Through a Head–Heart–Soul–Hand Experiential Leadership® perspective, leaders should reduce overdependence on tools and instead acknowledge the inherent uncertainty within programs and projects. By identifying risks early and aligning efforts around mutually agreed processes, controls, and performance indicators, they can deliver products, services, and outcomes with greater integrity and consistency. Every program should be treated as a distinct strategic entity—clearly aligned with the organization’s vision and mission.
Products
Agile has increasingly become a buzzword rather than a disciplined framework for delivery. Simply adopting agile rituals does not make leaders truly agile. In the digital world, while agile principles dominate, leaders often err by building oversized teams and prioritizing products over customer value. I advise forming smaller, empowered teams that can collaborate closely, move faster, and deliver with clear ownership—free from unnecessary bureaucracy.
Through a Head–Heart–Soul–Hand Experiential Leadership® lens, agility is not about adding more features, but about consistently delivering meaningful value. Small teams, releasing incremental improvements, can create greater impact when leaders shift from control to trust—allowing teams to focus on customer outcomes rather than internal hierarchy or product vanity.
Digital Transformation
Digital transformation (DX) failures are rarely rooted in technology alone, yet leaders often populate DX teams primarily with engineering and technical experts. With more than 85% of such initiatives failing due to human and behavioral challenges, this imbalance becomes a critical risk. I advise leaders to reassess and rebalance their DX steering and execution teams—bringing in organizational behavior specialists and empathetic leaders from process and product functions to address the real blockers to success.
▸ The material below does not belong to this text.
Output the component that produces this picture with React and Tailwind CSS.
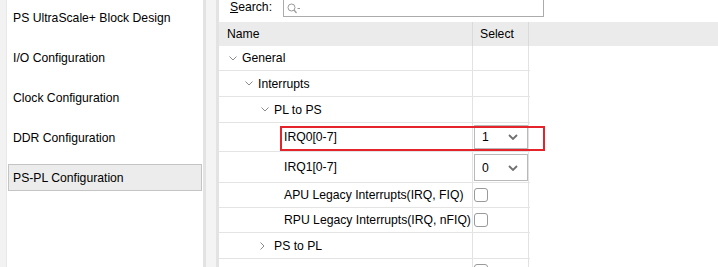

Through a Head–Heart–Soul–Hand Experiential Leadership® lens, leaders should devote greater attention to financial impact and lived experience narratives, minimize technical jargon to foster alignment across leadership, and prioritize behavioral change and user adoption. Sustainable transformation succeeds when people—not just platforms—are placed at the center.
Every strategic PROGRAM should be viewed as a STARTUP, Every STARTUP is a PROGRAM to manage, So have your NPV timely calculated, Or else it would soon be a NPA.